A decision on the possible implementation of bike lanes throughout southwestern Queens neighborhoods may be coming within the next month.
Community Board 5 Chairman Vincent Arcuri said that, while the board is still discussing the proposed network of routes put forth by the Department of Transportation in conjunction with the Department of City Planning, the board’s review will be completed between now and mid-February.
“We’re not done yet, we’re still reviewing it,” he said. “Between now and mid-February, the review will be done.”
Arcuri also said that on Jan. 28, CB 5’s Transportation Committee will meet, where the possible bike lanes will be the main topic of discussion.
The current plan is known as Phase 1, and any additional phases would involve the implementation of even more bike lines to the area in the future if Phase 1 is a success.

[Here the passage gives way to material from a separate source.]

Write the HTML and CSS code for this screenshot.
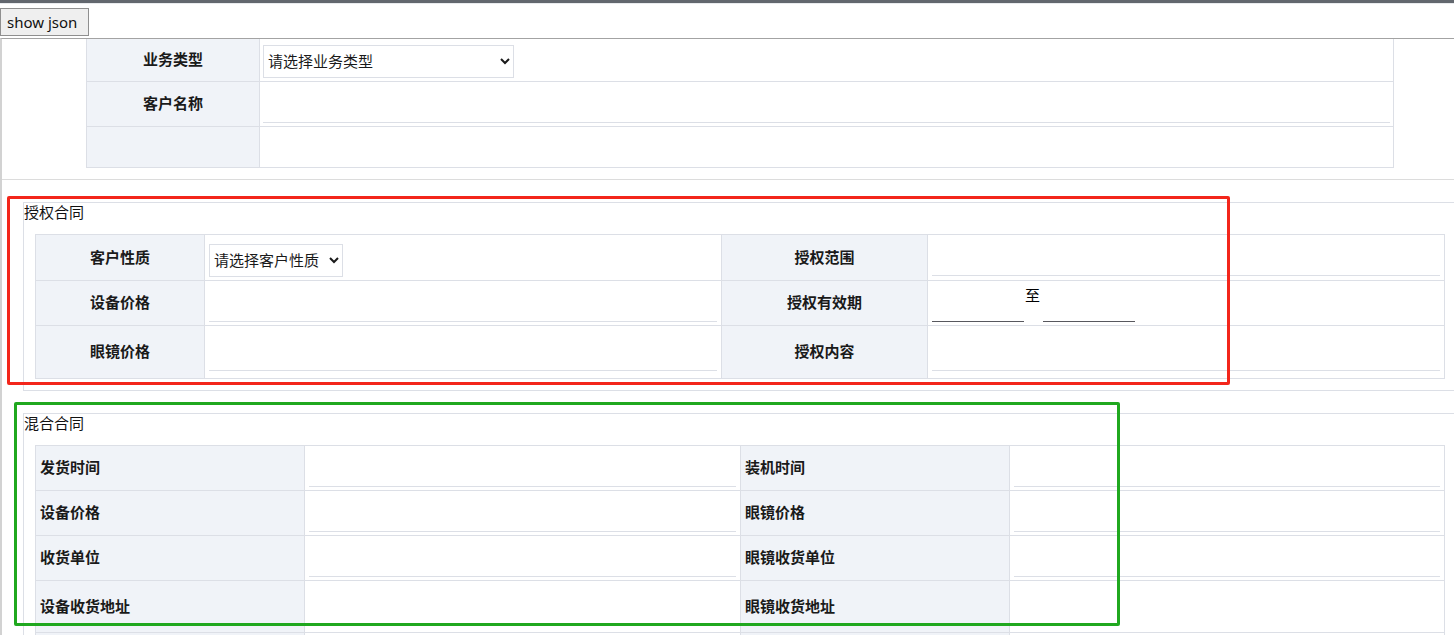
FILE: index.html
```html
<!DOCTYPE html>
<html lang="zh-CN">
<head>
<meta charset="utf-8">
<title>合同表单</title>
<link rel="stylesheet" href="styles.css">
</head>
<body>
<div class="topbar"></div>
<div class="toolbar"><button class="btn" type="button">show json</button></div>
<div class="page">
  <div class="sec1">
    <div class="grid g1">
      <div class="lab">业务类型</div>
      <div class="val val-sel1"><select class="sel sel-wide"><option>请选择业务类型</option></select></div>
      <div class="lab">客户名称</div>
      <div class="val"><input class="line" type="text"></div>
      <div class="lab"></div>
      <div class="val"></div>
    </div>
  </div>

  <div class="box">
    <div class="box-title">授权合同</div>
    <div class="grid g2">
      <div class="lab">客户性质</div>
      <div class="val val-sel2"><select class="sel sel-narrow"><option>请选择客户性质</option></select></div>
      <div class="lab">授权范围</div>
      <div class="val pb4"><input class="line" type="text"></div>

      <div class="lab">设备价格</div>
      <div class="val"><input class="line" type="text"></div>
      <div class="lab">授权有效期</div>
      <div class="val val-date">
        <input class="date" type="text">
        <span class="to">至</span>
        <input class="date" type="text">
      </div>

      <div class="lab">眼镜价格</div>
      <div class="val pb7"><input class="line" type="text"></div>
      <div class="lab">授权内容</div>
      <div class="val pb7"><input class="line" type="text"></div>
    </div>
  </div>

  <div class="box">
    <div class="box-title">混合合同</div>
    <div class="grid g3">
      <div class="lab left">发货时间</div>
      <div class="val"><input class="line" type="text"></div>
      <div class="lab left">装机时间</div>
      <div class="val"><input class="line" type="text"></div>

      <div class="lab left">设备价格</div>
      <div class="val"><input class="line" type="text"></div>
      <div class="lab left">眼镜价格</div>
      <div class="val"><input class="line" type="text"></div>

      <div class="lab left">收货单位</div>
      <div class="val"><input class="line" type="text"></div>
      <div class="lab left">眼镜收货单位</div>
      <div class="val"><input class="line" type="text"></div>

      <div class="lab left">设备收货地址</div>
      <div class="val"></div>
      <div class="lab left">眼镜收货地址</div>
      <div class="val"></div>

      <div class="lab left"></div>
      <div class="val"></div>
      <div class="lab left"></div>
      <div class="val"></div>
    </div>
  </div>
</div>

<div class="mark mark-red"></div>
<div class="mark mark-green"></div>
</body>
</html>
```

FILE: styles.css
```css
html, body {
  margin: 0;
  padding: 0;
  overflow: hidden;
  background: #fff;
}

body {
  font-family: "Noto Sans", "Noto Sans CJK SC", sans-serif;
  font-size: 15px;
  color: #1f1f1f;
  position: relative;
}

.topbar {
  height: 3px;
  background: #62676e;
  border-bottom: 1px solid #e9ebee;
}

.toolbar {
  height: 34px;
  box-sizing: border-box;
  padding-top: 4px;
}

.btn {
  display: block;
  width: 89px;
  height: 28px;
  margin: 0;
  padding: 0 6px;
  box-sizing: border-box;
  background: #efefef;
  border: 1px solid #8f8f8f;
  border-radius: 0;
  font-family: "Noto Sans", "Noto Sans CJK SC", sans-serif;
  font-size: 15px;
  color: #111;
  text-align: left;
  line-height: 24px;
}

.page {
  border-top: 1px solid #a3a3a3;
  border-left: 2px solid #d2d2d2;
}

.sec1 {
  padding-bottom: 11px;
  border-bottom: 1px solid #dcdcdc;
}

.grid {
  display: grid;
  border-left: 1px solid #dcdfe6;
}

.g1 {
  margin: 0 60px 0 84px;
  grid-template-columns: 173px 1fr;
  grid-template-rows: 43px 45px 41px;
}

.g2 {
  margin-top: 9px;
  border-top: 1px solid #dcdfe6;
  grid-template-columns: 169px 517px 206px 1fr;
  grid-template-rows: 46px 45px 53px;
}

.g3 {
  margin-top: 9px;
  border-top: 1px solid #dcdfe6;
  grid-template-columns: 269px 436px 269px 1fr;
  grid-template-rows: 45px 45px 45px 52px 45px;
}

.lab,
.val {
  box-sizing: border-box;
  border-right: 1px solid #dcdfe6;
  border-bottom: 1px solid #dcdfe6;
  min-width: 0;
}

.lab {
  background: #f0f3f8;
  display: flex;
  align-items: center;
  justify-content: center;
  padding-bottom: 3px;
  font-weight: bold;
  color: #1a1a1a;
}

.lab.left {
  justify-content: flex-start;
  padding-left: 4px;
}

.val {
  display: flex;
  align-items: flex-end;
  padding: 0 4px 3px 4px;
}

.g1 .val {
  padding-left: 3px;
  padding-right: 3px;
}

.val.pb4 { padding-bottom: 4px; }
.val.pb7 { padding-bottom: 7px; }

.line {
  display: block;
  width: 100%;
  height: 30px;
  margin: 0;
  padding: 0;
  border: 0;
  border-bottom: 1px solid #dcdfe6;
  outline: none;
  background: transparent;
  box-sizing: border-box;
}

.val-sel1 {
  align-items: flex-start;
  padding-top: 6px;
}

.val-sel2 {
  align-items: flex-start;
  padding-top: 9px;
}

.sel {
  height: 33px;
  margin: 0;
  padding: 0 0 2px 0;
  border: 1px solid #dcdfe6;
  border-radius: 0;
  background: #fff;
  font-family: "Noto Sans", "Noto Sans CJK SC", sans-serif;
  font-size: 15px;
  color: #1a1a1a;
  box-sizing: border-box;
}

.sel-wide {
  width: 251px;
}

.sel-narrow {
  width: 134px;
}

.val-date {
  align-items: flex-start;
  padding-top: 5px;
}

.date {
  display: block;
  width: 92px;
  height: 36px;
  margin: 0;
  padding: 0;
  border: 0;
  border-bottom: 1px solid #58585e;
  outline: none;
  background: transparent;
  box-sizing: border-box;
  flex: none;
}

.to {
  display: block;
  line-height: 18px;
  margin: 0 3px 0 1px;
  font-size: 15px;
  color: #000;
}

.box {
  margin: 22px 0 0 21px;
  border-top: 1px solid #dcdfe6;
  border-left: 1px solid #dcdfe6;
  border-bottom: 1px solid #dcdfe6;
  padding: 0 9px 11px 11px;
}

.box-title {
  height: 22px;
  line-height: 19px;
  margin-left: -11px;
  color: #111;
}

.mark {
  position: absolute;
  box-sizing: border-box;
  border-radius: 2px;
  pointer-events: none;
}

.mark-red {
  left: 7px;
  top: 196px;
  width: 1223px;
  height: 189px;
  border: 3px solid #f3261b;
}

.mark-green {
  left: 14px;
  top: 402px;
  width: 1106px;
  height: 224px;
  border: 3px solid #20a81f;
}
```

The proposed lanes that would traverse Middle Village, Ridgewood, Glendale and Maspeth will connect with multiple other routes to the west, east and north of the area, according to DOT maps.
For example, a rider traveling north along a proposed bike lane in Maspeth will connect with the Jackson Heights network in Elmhurst.
A cyclist traveling west on a designated route through Ridgewood will also be able to connect with the Bushwick network at the intersection of Gates and Central avenues in Brooklyn.
“With input from and in consultation with the community, DOT and DCP identified six potential new routes,” a DOT spokesman said in an email. “These agencies will continue to work closely with the community over the coming months to identify the specific routes that can be implemented in spring 2014.”
Arcuri noted that, while many board members support the plan, there are still a few issues to be sorted out.
“Many on Community Board 5 thought it was a good idea. There are no real routes or connections,” he said. “But imposing it really depends on the new mayor and whether he’s for these bike lanes or not.”
The bike lanes themselves are not without scrutiny, either.
According to the DOT maps, one of the proposed lanes will travel along the nearly quarter-mile stretch of Eliot Avenue between 67th Street and Mount Olivet Crescent.
That section of roadway is a narrow, two-lane strip that runs through the Mount Olivet Cemetery, and putting a bike lane on an already cramped street may prove to be logistically difficult, according to Arcuri.
“The only real issue is the stretch of Eliot Avenue in the cemetery because the road is narrow,” he said. “With the possible reconstruction of the Metropolitan Avenue Bridge, Eliot Avenue becomes the alternate route.
“When is the bridge happening and can a bike lane on Eliot hold off until the bridge is done?” he asked. “We don’t know.”
Arcuri expects the bike lanes to be easy on the city’s wallet, as well.
“I don’t think that it will cost all that much,” he said. It’s really all just paint and signs.”